● DIRECTION
Omit all pictures. Copy the rest of the material exactly.

● MATERIAL PROVIDED
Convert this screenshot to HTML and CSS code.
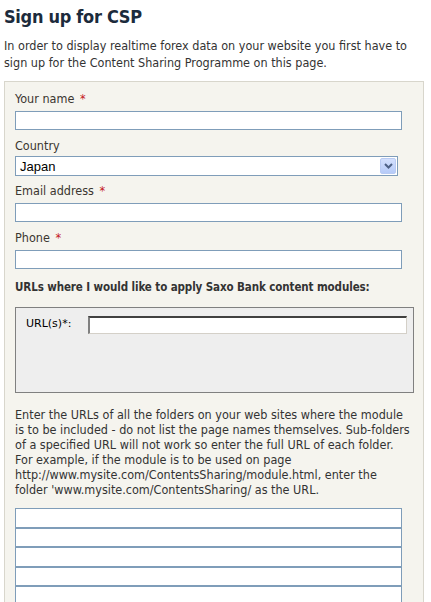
FILE: index.html
```html
<!DOCTYPE html>
<html>
<head>
<meta charset="utf-8">
<link rel="stylesheet" href="styles.css">
</head>
<body>
<h1 class="title">Sign up for CSP</h1>
<p class="intro">In order to display realtime forex data on your website you first have to sign up for the Content Sharing Programme on this page.</p>
<div class="formbox">
  <div class="field">
    <label class="lbl">Your name <span class="req">*</span></label>
    <input class="txt" type="text">
  </div>
  <div class="field">
    <label class="lbl lbl-sel">Country</label>
    <div class="select">
      <span class="sel-value">Japan</span>
      <span class="sel-btn"><svg width="9" height="6" viewBox="0 0 9 6"><path d="M1 1 L4.5 4.5 L8 1" fill="none" stroke="#4d6185" stroke-width="2"/></svg></span>
    </div>
  </div>
  <div class="field">
    <label class="lbl">Email address <span class="req">*</span></label>
    <input class="txt" type="text">
  </div>
  <div class="field">
    <label class="lbl">Phone <span class="req">*</span></label>
    <input class="txt" type="text">
  </div>
  <div class="urls-head">URLs where I would like to apply Saxo Bank content modules:</div>
  <div class="urlbox">
    <span class="url-lbl">URL(s)*:</span>
    <span class="url-input"></span>
  </div>
  <p class="help">Enter the URLs of all the folders on your web sites where the module is to be included - do not list the page names themselves. Sub-folders of a specified URL will not work so enter the full URL of each folder. For example, if the module is to be used on page http://www.mysite.com/ContentsSharing/module.html, enter the folder 'www.mysite.com/ContentsSharing/ as the URL.</p>
  <div class="stack">
    <input class="txt st" type="text">
    <input class="txt st" type="text">
    <input class="txt st" type="text">
    <input class="txt st" type="text">
    <input class="txt st" type="text">
  </div>
</div>
</body>
</html>
```
FILE: styles.css
```css
html, body { margin: 0; padding: 0; background: #fff; }
html { height: 602px; overflow: hidden; }
body {
  padding: 0 4px;
  font-family: "DejaVu Sans Condensed", "DejaVu Sans", sans-serif;
  font-size: 12.5px;
  color: #333;
}
.title {
  margin: 0;
  padding-top: 4px;
  font-size: 18px;
  letter-spacing: -0.3px;
  line-height: 26px;
  font-weight: bold;
  color: #1c2b3c;
}
.intro {
  margin: 7px 0 10px;
  line-height: 17px;
  width: 420px;
}
.formbox {
  box-sizing: border-box;
  width: 420px;
  border: 1px solid #d8d6cc;
  border-bottom: 0;
  background: #f5f4ee;
  padding: 9px 10px 0;
  height: 521px;
  overflow: hidden;
}
.field { margin-bottom: 8px; }
.lbl {
  display: block;
  line-height: 16px;
  margin-bottom: 4px;
  color: #3b3630;
}
.lbl-sel { margin-bottom: 2px; }
.req { color: #c4161c; margin-left: 2px; }
.txt {
  display: block;
  box-sizing: border-box;
  width: 387px;
  height: 19px;
  margin: 0;
  border: 1px solid #7f9db9;
  background: #fff;
  padding: 0;
}
.select {
  box-sizing: border-box;
  width: 383px;
  height: 20px;
  border: 1px solid #7f9db9;
  background: #fff;
  display: flex;
  align-items: center;
  justify-content: space-between;
  padding: 0 1px 0 4px;
  margin-bottom: -1px;
}
.sel-value {
  font-family: "Liberation Sans", Arial, sans-serif;
  font-size: 13px;
  color: #000;
}
.sel-btn {
  width: 16px;
  height: 16px;
  background: linear-gradient(#d3e0fd, #b6cbf8);
  border: 1px solid #b9cbf3;
  box-sizing: border-box;
  border-radius: 2px;
  display: flex;
  align-items: center;
  justify-content: center;
}
.urls-head {
  font-weight: bold;
  font-size: 11.5px;
  letter-spacing: -0.1px;
  line-height: 16px;
  margin-top: 10px;
  color: #333;
  white-space: nowrap;
}
.urlbox {
  margin-top: 12px;
  box-sizing: border-box;
  width: 399px;
  height: 86px;
  border: 1px solid #808080;
  background: #eeeeee;
  display: flex;
  align-items: flex-start;
  padding: 8px 0 0 10px;
}
.url-lbl {
  font-family: "DejaVu Sans", sans-serif;
  font-size: 11px;
  color: #000;
  line-height: 16px;
  width: 62px;
}
.url-input {
  box-sizing: border-box;
  width: 319px;
  height: 18px;
  background: #fff;
  border-top: 2px solid #404040;
  border-left: 2px solid #808080;
  border-right: 1px solid #d4d0c8;
  border-bottom: 1px solid #d4d0c8;
}
.help {
  margin: 14px 0 11px;
  line-height: 15px;
  width: 398px;
}
.stack .st { height: 19.5px; }
```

● THE OUTPUT
Convert this screenshot to HTML and CSS code.
FILE: index.html
```html
<!DOCTYPE html>
<html>
<head>
<meta charset="utf-8">
<link rel="stylesheet" href="styles.css">
</head>
<body>
<h1 class="title">Sign up for CSP</h1>
<p class="intro">In order to display realtime forex data on your website you first have to sign up for the Content Sharing Programme on this page.</p>
<div class="formbox">
  <div class="field">
    <label class="lbl">Your name <span class="req">*</span></label>
    <input class="txt" type="text">
  </div>
  <div class="field">
    <label class="lbl lbl-sel">Country</label>
    <div class="select">
      <span class="sel-value">Japan</span>
      <span class="sel-btn"><svg width="9" height="6" viewBox="0 0 9 6"><path d="M1 1 L4.5 4.5 L8 1" fill="none" stroke="#4d6185" stroke-width="2"/></svg></span>
    </div>
  </div>
  <div class="field">
    <label class="lbl">Email address <span class="req">*</span></label>
    <input class="txt" type="text">
  </div>
  <div class="field">
    <label class="lbl">Phone <span class="req">*</span></label>
    <input class="txt" type="text">
  </div>
  <div class="urls-head">URLs where I would like to apply Saxo Bank content modules:</div>
  <div class="urlbox">
    <span class="url-lbl">URL(s)*:</span>
    <span class="url-input"></span>
  </div>
  <p class="help">Enter the URLs of all the folders on your web sites where the module is to be included - do not list the page names themselves. Sub-folders of a specified URL will not work so enter the full URL of each folder. For example, if the module is to be used on page http://www.mysite.com/ContentsSharing/module.html, enter the folder 'www.mysite.com/ContentsSharing/ as the URL.</p>
  <div class="stack">
    <input class="txt st" type="text">
    <input class="txt st" type="text">
    <input class="txt st" type="text">
    <input class="txt st" type="text">
    <input class="txt st" type="text">
  </div>
</div>
</body>
</html>
```
FILE: styles.css
```css
html, body { margin: 0; padding: 0; background: #fff; }
html { height: 602px; overflow: hidden; }
body {
  padding: 0 4px;
  font-family: "DejaVu Sans Condensed", "DejaVu Sans", sans-serif;
  font-size: 12.5px;
  color: #333;
}
.title {
  margin: 0;
  padding-top: 4px;
  font-size: 18px;
  letter-spacing: -0.3px;
  line-height: 26px;
  font-weight: bold;
  color: #1c2b3c;
}
.intro {
  margin: 7px 0 10px;
  line-height: 17px;
  width: 420px;
}
.formbox {
  box-sizing: border-box;
  width: 420px;
  border: 1px solid #d8d6cc;
  border-bottom: 0;
  background: #f5f4ee;
  padding: 9px 10px 0;
  height: 521px;
  overflow: hidden;
}
.field { margin-bottom: 8px; }
.lbl {
  display: block;
  line-height: 16px;
  margin-bottom: 4px;
  color: #3b3630;
}
.lbl-sel { margin-bottom: 2px; }
.req { color: #c4161c; margin-left: 2px; }
.txt {
  display: block;
  box-sizing: border-box;
  width: 387px;
  height: 19px;
  margin: 0;
  border: 1px solid #7f9db9;
  background: #fff;
  padding: 0;
}
.select {
  box-sizing: border-box;
  width: 383px;
  height: 20px;
  border: 1px solid #7f9db9;
  background: #fff;
  display: flex;
  align-items: center;
  justify-content: space-between;
  padding: 0 1px 0 4px;
  margin-bottom: -1px;
}
.sel-value {
  font-family: "Liberation Sans", Arial, sans-serif;
  font-size: 13px;
  color: #000;
}
.sel-btn {
  width: 16px;
  height: 16px;
  background: linear-gradient(#d3e0fd, #b6cbf8);
  border: 1px solid #b9cbf3;
  box-sizing: border-box;
  border-radius: 2px;
  display: flex;
  align-items: center;
  justify-content: center;
}
.urls-head {
  font-weight: bold;
  font-size: 11.5px;
  letter-spacing: -0.1px;
  line-height: 16px;
  margin-top: 10px;
  color: #333;
  white-space: nowrap;
}
.urlbox {
  margin-top: 12px;
  box-sizing: border-box;
  width: 399px;
  height: 86px;
  border: 1px solid #808080;
  background: #eeeeee;
  display: flex;
  align-items: flex-start;
  padding: 8px 0 0 10px;
}
.url-lbl {
  font-family: "DejaVu Sans", sans-serif;
  font-size: 11px;
  color: #000;
  line-height: 16px;
  width: 62px;
}
.url-input {
  box-sizing: border-box;
  width: 319px;
  height: 18px;
  background: #fff;
  border-top: 2px solid #404040;
  border-left: 2px solid #808080;
  border-right: 1px solid #d4d0c8;
  border-bottom: 1px solid #d4d0c8;
}
.help {
  margin: 14px 0 11px;
  line-height: 15px;
  width: 398px;
}
.stack .st { height: 19.5px; }
```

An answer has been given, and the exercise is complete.